* Task brief
Say how many lines include the word "screenshot", using only a number.

--- begin ---

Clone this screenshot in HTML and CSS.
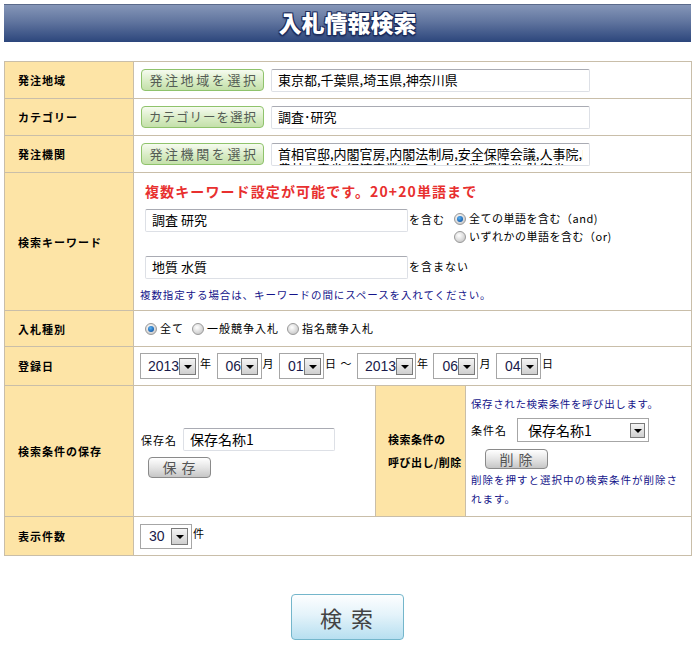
FILE: index.html
```html
<!DOCTYPE html>
<html lang="ja">
<head>
<meta charset="utf-8">
<title>入札情報検索</title>
<link rel="stylesheet" href="styles.css">
</head>
<body>
<div class="page">
  <h1 class="head">入札情報検索</h1>
  <table class="form">
    <colgroup><col class="c1"><col class="c2"><col class="c3"><col class="c4"></colgroup>
    <tr class="r-sel">
      <th>発注地域</th>
      <td colspan="3"><div class="line"><span class="gbtn">発注地域を選択</span><div class="inp wide">東京都,千葉県,埼玉県,神奈川県</div></div></td>
    </tr>
    <tr class="r-sel">
      <th>カテゴリー</th>
      <td colspan="3"><div class="line"><span class="gbtn g8">カテゴリーを選択</span><div class="inp wide">調査･研究</div></div></td>
    </tr>
    <tr class="r-sel">
      <th>発注機関</th>
      <td colspan="3"><div class="line"><span class="gbtn">発注機関を選択</span><div class="inp wide multi"><span class="l1">首相官邸,内閣官房,内閣法制局,安全保障会議,人事院,内閣府</span><span class="l2">農林水産省,経済産業省,国土交通省,環境省,防衛省</span></div></div></td>
    </tr>
    <tr class="r-kw">
      <th>検索キーワード</th>
      <td colspan="3" class="top">
        <div class="kw">
          <p class="red">複数キーワード設定が可能です。20+20単語まで</p>
          <div class="kwrow">
            <div class="inp kwin">調査 研究</div>
            <span class="sm">を含む</span>
            <div class="radios">
              <label class="rad"><span class="rb on"></span>全ての単語を含む（and)</label>
              <label class="rad"><span class="rb"></span>いずれかの単語を含む（or)</label>
            </div>
          </div>
          <div class="kwrow second">
            <div class="inp kwin">地質 水質</div>
            <span class="sm">を含まない</span>
          </div>
          <p class="blue">複数指定する場合は、キーワードの間にスペースを入れてください。</p>
        </div>
      </td>
    </tr>
    <tr class="r-type">
      <th>入札種別</th>
      <td colspan="3">
        <div class="typerow">
          <label class="rad"><span class="rb on"></span>全て</label>
          <label class="rad"><span class="rb"></span>一般競争入札</label>
          <label class="rad"><span class="rb"></span>指名競争入札</label>
        </div>
      </td>
    </tr>
    <tr class="r-date">
      <th>登録日</th>
      <td colspan="3">
        <div class="daterow">
          <span class="sel y"><span class="v">2013</span><span class="arr"></span></span><span class="u">年</span>
          <span class="sel m"><span class="v">06</span><span class="arr"></span></span><span class="u">月</span>
          <span class="sel m"><span class="v">01</span><span class="arr"></span></span><span class="u tilde">日 ～</span>
          <span class="sel y"><span class="v">2013</span><span class="arr"></span></span><span class="u">年</span>
          <span class="sel m"><span class="v">06</span><span class="arr"></span></span><span class="u">月</span>
          <span class="sel m"><span class="v">04</span><span class="arr"></span></span><span class="u">日</span>
        </div>
      </td>
    </tr>
    <tr class="r-save">
      <th>検索条件の保存</th>
      <td>
        <div class="save">
          <div class="saverow"><span class="sm">保存名</span><div class="inp savein">保存名称1</div></div>
          <span class="gybtn">保存</span>
        </div>
      </td>
      <th class="th2">検索条件の<br>呼び出し/削除</th>
      <td>
        <div class="call">
          <p class="blue">保存された検索条件を呼び出します。</p>
          <div class="callrow"><span class="sm">条件名</span><span class="sel cond"><span class="v">保存名称1</span><span class="arr"></span></span></div>
          <span class="gybtn del">削除</span>
          <p class="blue two">削除を押すと選択中の検索条件が削除されます。</p>
        </div>
      </td>
    </tr>
    <tr class="r-num">
      <th>表示件数</th>
      <td colspan="3">
        <div class="numrow"><span class="sel n"><span class="v">30</span><span class="arr"></span></span><span class="u">件</span></div>
      </td>
    </tr>
  </table>
  <div class="submit"><span class="sbtn">検 索</span></div>
</div>
</body>
</html>
```
FILE: styles.css
```css
* { box-sizing: border-box; }
html, body { margin: 0; padding: 0; background: #fff; }
body {
  font-family: "Noto Sans CJK JP", "Noto Sans", sans-serif;
  color: #000;
}
.page { padding: 4px 6px 0 4px; }
.head {
  margin: 0;
  height: 38px;
  background: linear-gradient(#8596b8 0%, #61759f 45%, #2c467c 100%);
  border-top: 1px solid #5a6a8a;
  color: #fff;
  font-size: 23px;
  font-weight: 900;
  line-height: 35px;
  text-align: center;
  text-shadow: 1px 1px 0 #1c2c5c, -1px -1px 0 #1c2c5c, 1px -1px 0 #1c2c5c, -1px 1px 0 #1c2c5c, 0 2px 2px #1c2c5c;
}
.form {
  margin-top: 19px;
  width: 688px;
  border-collapse: collapse;
  table-layout: fixed;
}
.c1 { width: 129px; }
.c2 { width: 242px; }
.c3 { width: 90px; }
.c4 { width: auto; }
.form th, .form td {
  border: 1px solid #c9bea9;
  padding: 0;
  vertical-align: middle;
}
.form td.top { vertical-align: top; }
.form th {
  background: #fde4a6;
  text-align: left;
  padding-left: 13px;
  font-size: 11px;
  font-weight: 700;
  letter-spacing: 1px;
  line-height: 14px;
}
.form th.th2 { padding-left: 12px; line-height: 23px; letter-spacing: 0.5px; }
.r-sel { height: 37px; }
.r-kw { height: 138px; }
.r-type { height: 36px; }
.r-date { height: 39px; }
.r-save { height: 131px; }
.r-num { height: 39px; }
.line { display: flex; align-items: center; padding-left: 7px; }
.gbtn {
  display: inline-block;
  width: 123px;
  height: 22px;
  border: 1px solid #8fc36c;
  border-radius: 4px;
  background: linear-gradient(#f6fbf0, #d6ebc2 60%, #c4e0aa);
  color: #545c54;
  font-size: 13px;
  line-height: 20px;
  letter-spacing: 2.6px;
  padding-left: 3px;
  text-align: center;
  white-space: nowrap;
  overflow: hidden;
}
.gbtn.g8 { letter-spacing: 1px; padding-left: 1px; font-size: 12.5px; }
.inp {
  border: 1px solid #dde0e6;
  border-top-color: #a9abb3;
  border-radius: 2px;
  background: #fff;
  font-size: 13px;
  line-height: 20px;
  padding: 0 6px;
  white-space: nowrap;
  overflow: hidden;
}
.inp.wide { width: 319px; height: 23px; margin-left: 7px; }
.inp.multi { display: flex; flex-direction: column; line-height: 15px; padding-top: 2px; }
.inp.multi span { display: block; height: 15px; flex: none; overflow: hidden; }
.kw { padding: 8px 0 0 11px; }
.red {
  margin: 0 0 8px 0;
  color: #e8302f;
  font-size: 14px;
  font-weight: 700;
  line-height: 20px;
  letter-spacing: 1.1px;
}
.kwrow { display: flex; align-items: flex-start; }
.inp.kwin { width: 263px; height: 23px; }
.sm { font-size: 11px; letter-spacing: 1px; line-height: 14px; margin-left: 1px; padding-top: 3px; }
.radios { display: flex; flex-direction: column; margin-left: 9px; gap: 3px; padding-top: 2px; }
.rad { display: flex; align-items: center; font-size: 11px; letter-spacing: 1px; line-height: 15px; white-space: nowrap; }
.radios .rad { letter-spacing: 0.5px; }
.rb {
  width: 12px; height: 12px; border-radius: 50%;
  border: 1px solid #9a9a9a;
  background: radial-gradient(circle at 40% 35%, #ffffff, #d0d0d0 70%, #b8b8b8);
  margin-right: 3px;
  position: relative;
  flex: none;
}
.rb.on::after {
  content: ""; position: absolute; left: 2px; top: 2px; width: 6px; height: 6px; border-radius: 50%;
  background: radial-gradient(circle at 40% 35%, #5ab0f0, #1058a8 80%);
}
.kwrow.second { margin-top: 12px; }
.blue { margin: 0; color: #14148a; font-size: 10.5px; letter-spacing: 0.6px; line-height: 19px; }
.kw .blue { margin-top: 6px; margin-left: -5px; letter-spacing: 0.9px; }
.typerow { display: flex; align-items: center; padding-left: 11px; gap: 8px; }
.typerow .rb { margin-right: 3px; }
.daterow { display: flex; align-items: center; padding-left: 6px; }
.sel {
  display: inline-flex; align-items: center; justify-content: space-between;
  height: 26px; border: 1px solid #a6a6a6; background: #fff;
  padding: 0 3px 0 8px;
  font-family: "Liberation Sans", Arial, sans-serif; font-size: 14px; color: #1a1a4a;
}
.sel.y { width: 59px; padding-left: 7px; }
.sel.m { width: 45px; padding-left: 8px; }
.arr {
  width: 17px; height: 17px; border: 1px solid #7a7a7a;
  background: linear-gradient(#f4f4f4, #cfcfcf);
  position: relative; flex: none;
}
.arr::after {
  content: ""; position: absolute; left: 4px; top: 6px;
  border-left: 4px solid transparent; border-right: 4px solid transparent; border-top: 4px solid #000;
}
.u { font-size: 11px; margin: 0 5px 6px 1px; letter-spacing: 0.5px; }
.u.tilde { margin-right: 5px; word-spacing: 1px; }
.save { padding-left: 6px; }
.saverow { display: flex; align-items: center; margin-top: 4px; }
.saverow .sm { padding-top: 0; margin-right: 6px; }
.inp.savein { width: 152px; height: 23px; font-size: 14px; }
.gybtn {
  display: inline-block; width: 63px; height: 21px; margin: 6px 0 0 8px;
  border: 1px solid #8a8a8a; border-radius: 4px;
  background: linear-gradient(#ffffff, #e2e2e2 55%, #c6c6c6);
  color: #555; font-size: 14px; line-height: 19px; letter-spacing: 5px; text-align: center; padding-left: 4px;
}
.call { padding-left: 5px; }
.callrow { display: flex; align-items: center; margin-top: 5px; }
.callrow .sm { padding-top: 0; margin-right: 10px; margin-left: 0; }
.sel.cond { width: 132px; height: 24px; font-family: "Noto Sans CJK JP", sans-serif; font-size: 14px; padding-left: 10px; color: #000; }
.sel.cond .arr { width: 15px; height: 15px; }
.sel.cond .arr::after { left: 3px; top: 5px; }
.gybtn.del { margin: 7px 0 0 14px; height: 20px; line-height: 18px; }
.blue.two { margin-top: 0; letter-spacing: 1px; padding-right: 4px; }
.numrow { display: flex; align-items: center; padding-left: 6px; }
.sel.n { width: 52px; height: 25px; }
.numrow .u { margin: 0 0 6px 1px; }
.submit { display: flex; justify-content: center; padding-top: 38px; }
.sbtn {
  display: inline-block; width: 113px; height: 46px; margin-left: 0;
  border: 1px solid #74b6cb; border-radius: 4px;
  background: linear-gradient(#fdfeff, #e4f3fa 45%, #b7dff0);
  color: #444; font-size: 22px; line-height: 44px; text-align: center; letter-spacing: 2px;
}
```
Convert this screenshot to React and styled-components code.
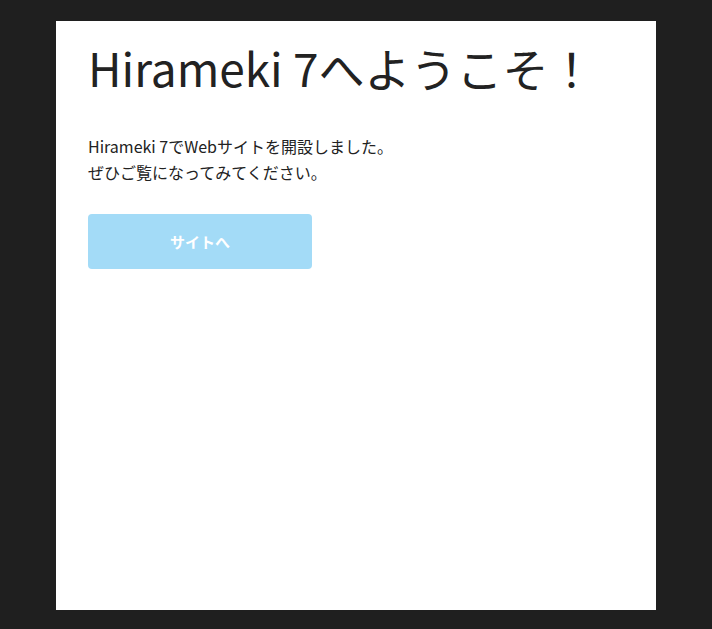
import React from 'react';
import styled, { createGlobalStyle } from 'styled-components';

const GlobalStyle = createGlobalStyle`
  html, body {
    margin: 0;
    padding: 0;
    background: #1f1f1f;
  }
  body {
    font-family: "Noto Sans CJK JP", "Noto Sans", sans-serif;
    color: #222;
  }
`;

const Page = styled.div`
  display: flex;
  justify-content: center;
  padding: 21px 0 19px;
  min-height: 629px;
  box-sizing: border-box;
`;

const Card = styled.main`
  width: 600px;
  min-height: 589px;
  box-sizing: border-box;
  background: #fff;
  padding: 12px 32px 20px;
`;

const Title = styled.h1`
  margin: 0;
  font-size: 46px;
  font-weight: 400;
  line-height: 1.5;
  color: #222;
  white-space: nowrap;
`;

const Lead = styled.p`
  margin: 32px 0 0;
  font-size: 16px;
  line-height: 1.6;
  color: #222;
`;

const SiteButton = styled.a`
  display: flex;
  align-items: center;
  justify-content: center;
  width: 224px;
  height: 55px;
  margin-top: 29px;
  background: #a3dbf7;
  border-radius: 4px;
  color: #fff;
  font-size: 15px;
  font-weight: 700;
  text-decoration: none;
`;

const App = () => {
  return (
    <>
      <GlobalStyle />
      <Page>
        <Card>
          <Title>Hirameki 7へようこそ！</Title>
          <Lead>
            Hirameki 7でWebサイトを開設しました。
            <br />
            ぜひご覧になってみてください。
          </Lead>
          <SiteButton href="#">サイトへ</SiteButton>
        </Card>
      </Page>
    </>
  );
};

export default App;
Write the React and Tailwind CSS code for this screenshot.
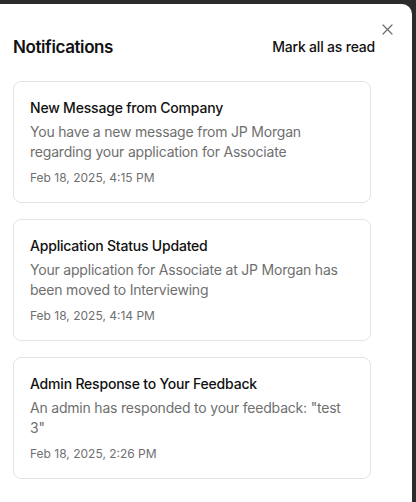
import React from 'react';

const notifications = [
  {
    id: 1,
    title: 'New Message from Company',
    body: 'You have a new message from JP Morgan regarding your application for Associate',
    date: 'Feb 18, 2025, 4:15 PM',
  },
  {
    id: 2,
    title: 'Application Status Updated',
    body: 'Your application for Associate at JP Morgan has been moved to Interviewing',
    date: 'Feb 18, 2025, 4:14 PM',
  },
  {
    id: 3,
    title: 'Admin Response to Your Feedback',
    body: 'An admin has responded to your feedback: "test 3"',
    date: 'Feb 18, 2025, 2:26 PM',
  },
];

const App = () => {
  return (
    <div className="w-[416px] h-[502px] bg-[#2b2b2b] pt-[4px] overflow-hidden font-['Inter',sans-serif]">
      <div className="relative w-[412px] h-[498px] bg-white rounded-tr-[10px] pl-[13px] pt-[29px]">
        {/* Close */}
        <button className="absolute top-[19px] right-[19px] w-[12px] h-[12px] flex items-center justify-center text-[#6b6b6b]">
          <svg width="11" height="11" viewBox="0 0 11 11" fill="none" stroke="currentColor" strokeWidth="1.2" strokeLinecap="round">
            <path d="M1 1L10 10M10 1L1 10" />
          </svg>
        </button>

        {/* Header */}
        <div className="w-[362px] h-[28px] flex items-center justify-between">
          <h2 className="text-[17px] leading-[28px] font-semibold text-[#111111] tracking-[-0.4px]">Notifications</h2>
          <button className="text-[14px] leading-[28px] font-medium text-[#111111] tracking-[-0.2px]">Mark all as read</button>
        </div>

        {/* List */}
        <div className="mt-[20px] w-[358px] flex flex-col gap-[16px]">
          {notifications.map((n) => (
            <div key={n.id} className="border border-[#e4e4e7] rounded-[8px] p-[16px]">
              <div className="text-[14px] leading-[20px] font-medium text-[#111111] tracking-[-0.2px]">{n.title}</div>
              <div className="mt-[4px] text-[14px] leading-[20px] text-[#6f6f6f] tracking-[-0.2px]">{n.body}</div>
              <div className="mt-[8px] text-[12px] leading-[16px] text-[#6f6f6f]">{n.date}</div>
            </div>
          ))}
        </div>
      </div>
    </div>
  );
};

export default App;
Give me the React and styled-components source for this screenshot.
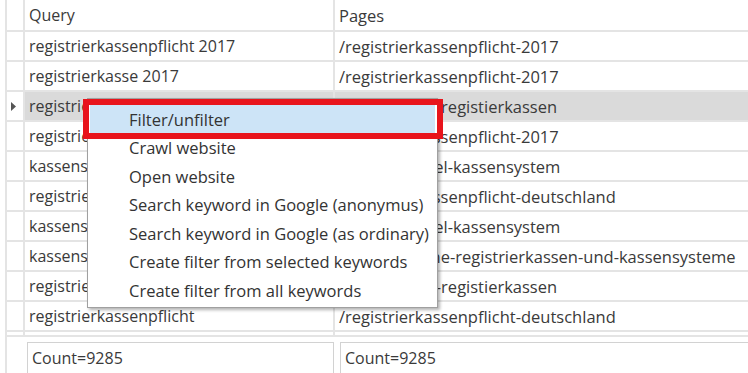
import React from 'react';
import styled, { createGlobalStyle } from 'styled-components';

const GlobalStyle = createGlobalStyle`
  html, body {
    margin: 0;
    background: #fff;
    overflow: hidden;
  }
  body {
    font-family: "Open Sans", "Noto Sans", sans-serif;
    color: #3a3a3a;
  }
`;

const rows = [
  { query: 'registrierkassenpflicht 2017', page: '/registrierkassenpflicht-2017' },
  { query: 'registrierkasse 2017', page: '/registrierkassenpflicht-2017' },
  { query: 'registrierkassen pflicht', page: '/regelung-zu-registierkassen', selected: true },
  { query: 'registrierkassenpflicht 2017', page: '/registrierkassenpflicht-2017' },
  { query: 'kassensystem', page: '/gastro-model-kassensystem' },
  { query: 'registrierkassenpflicht deutschland', page: '/registrierkassenpflicht-deutschland' },
  { query: 'kassensystem modell', page: '/gastro-model-kassensystem' },
  { query: 'kassensysteme', page: '/test-moderne-registrierkassen-und-kassensysteme' },
  { query: 'registrierkassen', page: '/regelung-zu-registierkassen' },
  { query: 'registrierkassenpflicht', page: '/registrierkassenpflicht-deutschland' },
];

const menuItems = [
  'Filter/unfilter',
  'Crawl website',
  'Open website',
  'Search keyword in Google (anonymus)',
  'Search keyword in Google (as ordinary)',
  'Create filter from selected keywords',
  'Create filter from all keywords',
];

const App = () => {
  return (
    <Page>
      <GlobalStyle />
      <Grid>
        <Row $height={32}>
          <HeadCell />
          <Cell>Query</Cell>
          <Cell $page>Pages</Cell>
        </Row>
        {rows.map((r, i) => (
          <Row key={`row${i}`} $height={30}>
            <HeadCell>
              {r.selected && (
                <svg width="6" height="9" viewBox="0 0 6 9">
                  <polygon points="0,0 5,4.5 0,9" fill="#555" />
                </svg>
              )}
            </HeadCell>
            <Cell $selected={r.selected}>{r.query}</Cell>
            <Cell $selected={r.selected} $page>{r.page}</Cell>
          </Row>
        ))}
        <Row $height={5}>
          <HeadCell />
          <Cell />
          <Cell />
        </Row>
      </Grid>
      <Footer>
        <CountBox>Count=9285</CountBox>
        <CountBox $wide>Count=9285</CountBox>
      </Footer>

      <Menu>
        {menuItems.map((m, i) => (
          <MenuItem key={`menu${i}`} $active={i === 0}>{m}</MenuItem>
        ))}
      </Menu>
      <Marker />
    </Page>
  );
};

const Page = styled.div`
  position: relative;
  width: 760px;
  height: 373px;
  overflow: hidden;
  margin-left: 5px;
  border-left: 2px solid #e4e4e4;
`;

const Grid = styled.div`
  display: flex;
  flex-direction: column;
`;

const Row = styled.div`
  display: grid;
  grid-template-columns: 18px 310px 1fr;
  height: ${(p) => p.$height}px;
  box-sizing: border-box;
  border-bottom: 2px solid #e4e4e4;
`;

const HeadCell = styled.div`
  display: flex;
  align-items: center;
  justify-content: flex-start;
  padding-left: 4px;
  border-right: 2px solid #e4e4e4;
`;

const Cell = styled.div`
  display: flex;
  align-items: center;
  padding-left: 4px;
  font-size: ${(p) => (p.$page ? '16.5px' : '16px')};
  white-space: nowrap;
  overflow: hidden;
  border-right: 2px solid #e4e4e4;
  background: ${(p) => (p.$selected ? '#dadada' : 'transparent')};
`;

const Footer = styled.div`
  display: flex;
  gap: 6px;
  padding: 5px 0 0 20px;
`;

const CountBox = styled.div`
  box-sizing: border-box;
  width: ${(p) => (p.$wide ? '420px' : '307px')};
  height: 40px;
  padding: 5px 4px;
  border: 1px solid #d2d2d2;
  font-size: 16px;
  line-height: 20px;
`;

const Menu = styled.div`
  position: absolute;
  left: 80px;
  top: 98px;
  width: 351px;
  box-sizing: border-box;
  padding: 6px 2px 2px;
  background: #fff;
  border: 1px solid #a0a0a0;
  box-shadow: 2px 2px 3px rgba(0, 0, 0, 0.3);
`;

const MenuItem = styled.div`
  height: 28.5px;
  display: flex;
  align-items: center;
  padding-left: 39px;
  font-size: 16.5px;
  color: #333;
  white-space: nowrap;
  background: ${(p) => (p.$active ? '#cde4f7' : 'transparent')};
`;

const Marker = styled.div`
  position: absolute;
  left: 76px;
  top: 99px;
  width: 360px;
  height: 40px;
  box-sizing: border-box;
  border: 6px solid #e8141c;
`;

export default App;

--- end ---

* Correct output
4